II. More specific injunctions, entering into the details of the higher life, follow, interwoven, as in the preceding verses, with a statement of the motives which make obedience to them possible to our weakness.
The sins in view are those most closely connected with ‘the flesh’ in its literal meaning, amongst which are included ‘abominable idolatries,’ because gross acts of sensual immorality were inseparably intertwined with much of heathen worship. These sins of flesh were especially rampant among the luxurious Asiatic lands, to which this letter was addressed, but they flooded the whole Roman empire, as the works of poets like Martial and of moralists like Epictetus equally show. But New York or London could match the worst scenes in Rome or Ephesus, and perhaps would not be far behind the foul animalism of Sodom and Gomorrah. Lust and drunkenness are eating out the manhood of our race on both sides of the Atlantic, and, if we have ‘the same mind’ as the suffering Christ, we shall put on the armour for war to the knife with these in society, and for the rigid self-control of our own animal nature.
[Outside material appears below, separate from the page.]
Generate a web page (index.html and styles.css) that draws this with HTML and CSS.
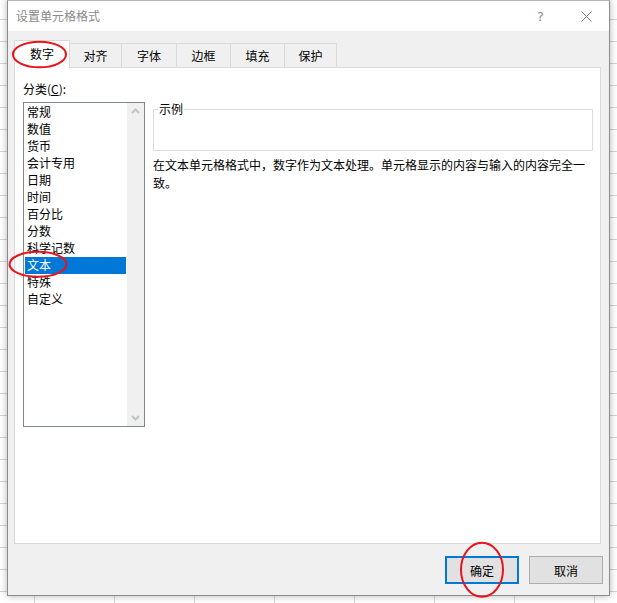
FILE: index.html
```html
<!DOCTYPE html>
<html lang="zh-CN">
<head>
    <meta charset="UTF-8">
    <title>设置单元格格式</title>
    <link rel="stylesheet" href="styles.css">
</head>
<body>
    <div class="dialog">
        <div class="title-bar">
            <span class="title">设置单元格格式</span>
            <span class="help">?</span>
            <span class="close">
                <svg width="11" height="11" viewBox="0 0 11 11">
                    <path d="M0.5 0.5 L10.5 10.5 M10.5 0.5 L0.5 10.5" stroke="#777" stroke-width="1" fill="none"/>
                </svg>
            </span>
        </div>

        <div class="dialog-body">
            <div class="tabs">
                <div class="tab tab-active tab-w56">数字</div>
                <div class="tab tab-w52">对齐</div>
                <div class="tab tab-w55">字体</div>
                <div class="tab tab-w54">边框</div>
                <div class="tab tab-w54">填充</div>
                <div class="tab tab-w52">保护</div>
            </div>

            <div class="panel">
                <div class="category">
                    <div class="field-label">分类(<u>C</u>):</div>
                    <div class="listbox">
                        <ul class="list-items">
                            <li>常规</li>
                            <li>数值</li>
                            <li>货币</li>
                            <li>会计专用</li>
                            <li>日期</li>
                            <li>时间</li>
                            <li>百分比</li>
                            <li>分数</li>
                            <li>科学记数</li>
                            <li class="selected">文本</li>
                            <li>特殊</li>
                            <li>自定义</li>
                        </ul>
                        <div class="scrollbar">
                            <svg class="arrow" width="17" height="17" viewBox="0 0 17 17">
                                <path d="M5 10 L8.5 6.5 L12 10" stroke="#c2c2c2" stroke-width="2" fill="none"/>
                            </svg>
                            <svg class="arrow" width="17" height="17" viewBox="0 0 17 17">
                                <path d="M5 7 L8.5 10.5 L12 7" stroke="#c2c2c2" stroke-width="2" fill="none"/>
                            </svg>
                        </div>
                    </div>
                </div>

                <div class="details">
                    <div class="sample">
                        <div class="sample-label">示例</div>
                    </div>
                    <p class="description">在文本单元格格式中，数字作为文本处理。单元格显示的内容与输入的内容完全一致。</p>
                </div>
            </div>

            <div class="footer">
                <button class="btn btn-default">确定</button>
                <button class="btn">取消</button>
            </div>
        </div>
    </div>

    <!-- red marks drawn over the screenshot -->
    <svg class="annotations" width="617" height="603" viewBox="0 0 617 603">
        <ellipse cx="39.5" cy="54.5" rx="26.5" ry="12.8" fill="none" stroke="#e8141b" stroke-width="2"/>
        <ellipse cx="38" cy="264.3" rx="28.5" ry="12.5" fill="none" stroke="#e8141b" stroke-width="2"/>
        <ellipse cx="482" cy="569.7" rx="21" ry="27" fill="none" stroke="#e8141b" stroke-width="2"/>
    </svg>
</body>
</html>
```

FILE: styles.css
```css
body {
    margin: 0;
    width: 617px;
    height: 603px;
    overflow: hidden;
    position: relative;
    font-family: "Noto Sans CJK SC", "Noto Sans", sans-serif;
    font-size: 12px;
    color: #000;
    background-color: #ffffff;
    /* spreadsheet grid behind the dialog */
    background-image:
        linear-gradient(to right, #d4d4d4 1px, transparent 1px),
        linear-gradient(to bottom, #d4d4d4 1px, transparent 1px);
    background-size: 80px 100%, 100% 22px;
    background-position: 34px 0, 0 19px;
}

.dialog {
    margin-left: 7px;
    width: 603px;
    height: 596px;
    box-sizing: border-box;
    border: 1px solid #8c8c8c;
    border-top-color: #b4b4b4;
    background-color: #f0f0f0;
    box-shadow: 0 0 7px rgba(0, 0, 0, 0.3);
    display: flex;
    flex-direction: column;
}

.title-bar {
    height: 30px;
    background-color: #ffffff;
    display: flex;
    align-items: center;
    padding-left: 8px;
}

.title {
    flex: 1;
    color: #8a8a8a;
    line-height: 14px;
}

.help {
    width: 45px;
    text-align: center;
    color: #8a8a8a;
    font-family: "DejaVu Sans", sans-serif;
    font-size: 13px;
    margin-top: 1px;
}

.close {
    width: 46px;
    height: 30px;
    display: flex;
    align-items: center;
    justify-content: center;
}

.dialog-body {
    flex: 1;
    padding: 9px 8px 0 6px;
    display: flex;
    flex-direction: column;
}

.tabs {
    display: flex;
    align-items: flex-end;
    height: 27px;
}

.tab {
    height: 24px;
    box-sizing: border-box;
    border-top: 1px solid #d9d9d9;
    border-right: 1px solid #d9d9d9;
    display: flex;
    align-items: center;
    justify-content: center;
    padding-bottom: 1px;
}

.tab-active {
    height: 28px;
    margin-bottom: -1px;
    border-left: 1px solid #d9d9d9;
    background-color: #ffffff;
    position: relative;
    z-index: 1;
    padding-bottom: 3px;
}

.tab-w56 { width: 56px; }
.tab-w55 { width: 55px; }
.tab-w54 { width: 54px; }
.tab-w52 { width: 52px; }

.panel {
    height: 477px;
    box-sizing: border-box;
    border: 1px solid #d9d9d9;
    background-color: #ffffff;
    display: flex;
    padding: 13px 7px 0 8px;
}

.category {
    width: 122px;
}

.field-label {
    line-height: 16px;
    margin-bottom: 5px;
}

.field-label u {
    text-underline-offset: 1px;
}

.listbox {
    height: 325px;
    box-sizing: border-box;
    border: 1px solid #828790;
    display: flex;
}

.list-items {
    flex: 1;
    list-style: none;
    margin: 0;
    padding: 1px;
}

.list-items li {
    height: 17px;
    box-sizing: border-box;
    line-height: 15px;
    padding: 0 0 2px 2px;
    white-space: nowrap;
}

.list-items li.selected {
    background-color: #0078d7;
    color: #ffffff;
}

.scrollbar {
    width: 17px;
    background-color: #f0f0f0;
    display: flex;
    flex-direction: column;
    justify-content: space-between;
}

.arrow {
    display: block;
}

.details {
    flex: 1;
    margin-left: 8px;
    padding-top: 28px;
}

.sample {
    height: 42px;
    box-sizing: border-box;
    border: 1px solid #dcdcdc;
}

.sample-label {
    width: fit-content;
    margin: -8px 0 0 4px;
    padding: 0 1px;
    background-color: #ffffff;
    line-height: 14px;
}

.description {
    margin: 5px 0 0;
    line-height: 18px;
}

.footer {
    display: flex;
    justify-content: flex-end;
    gap: 10px;
    margin-top: 12px;
    margin-right: -2px;
}

.btn {
    width: 74px;
    height: 28px;
    box-sizing: border-box;
    border: 1px solid #adadad;
    background-color: #e1e1e1;
    font-family: inherit;
    font-size: 12px;
    color: #000;
    padding: 0;
}

.btn-default {
    border: 2px solid #0078d7;
}

.annotations {
    position: absolute;
    top: 0;
    left: 0;
    z-index: 2;
    pointer-events: none;
}
```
Observe the strong motives which Peter just touches without expanding. A sad irony lies in his saying that the time past may suffice. The flesh had had enough of time given to it, — had not God a right to the rest? The flesh should have had none; it had had all too much. Surely the readers had had enough of the lower life, more than enough. Were they not sick of it, ‘satisfied’ even to disgust? Let us look back on our wasted years, and give no more precious moments to serve the corruptible flesh. Further, the life of submission to the animal nature is characteristic of ‘the Gentiles,’ and in sharp contrast, therefore, to that proper to Christ’s followers. That is as true to-day, in America and England, as ever it was. Indeed, as wealth has increased, and so-called ‘civilisation’ has diffused material comforts, senseless luxury, gluttony, drunkenness, and still baser fleshy sins, have become more flagrantly common in ‘society which is not distinctively and earnestly Christian; and there was never more need than there is today for Christians to carry aloft the flag of self-control and temperance in all things belonging to ‘the flesh.’
If we have the mind of Christ, we shall get the same treatment from the world which Peter says that the primitive Christians did from the idolaters round them. We shall be wondered at, just as a heathen stared with astonishment at this strange, new sect, which would have nothing to do with feasts and garlands and wine-cups and lust disguised as worship. The spectacle, when repeated to-day, of Christians steadfastly refusing to share in that lower life which is the only life of so many, is, perhaps, less wondered at now, because it is, thank God! more familiar; but it is not less disliked and ‘blasphemed.’ A total abstainer from intoxicants will not get the good word of the distiller or brewer or consumer of liquor. He will be called faddist, narrow, sour-visaged, and so on and so on. ‘You may know a genius because all the dunces make common cause against him,’ said Swift. You may know a Christian after Christ’s pattern because all the children of the flesh are in league to laugh at him and pelt him with nicknames.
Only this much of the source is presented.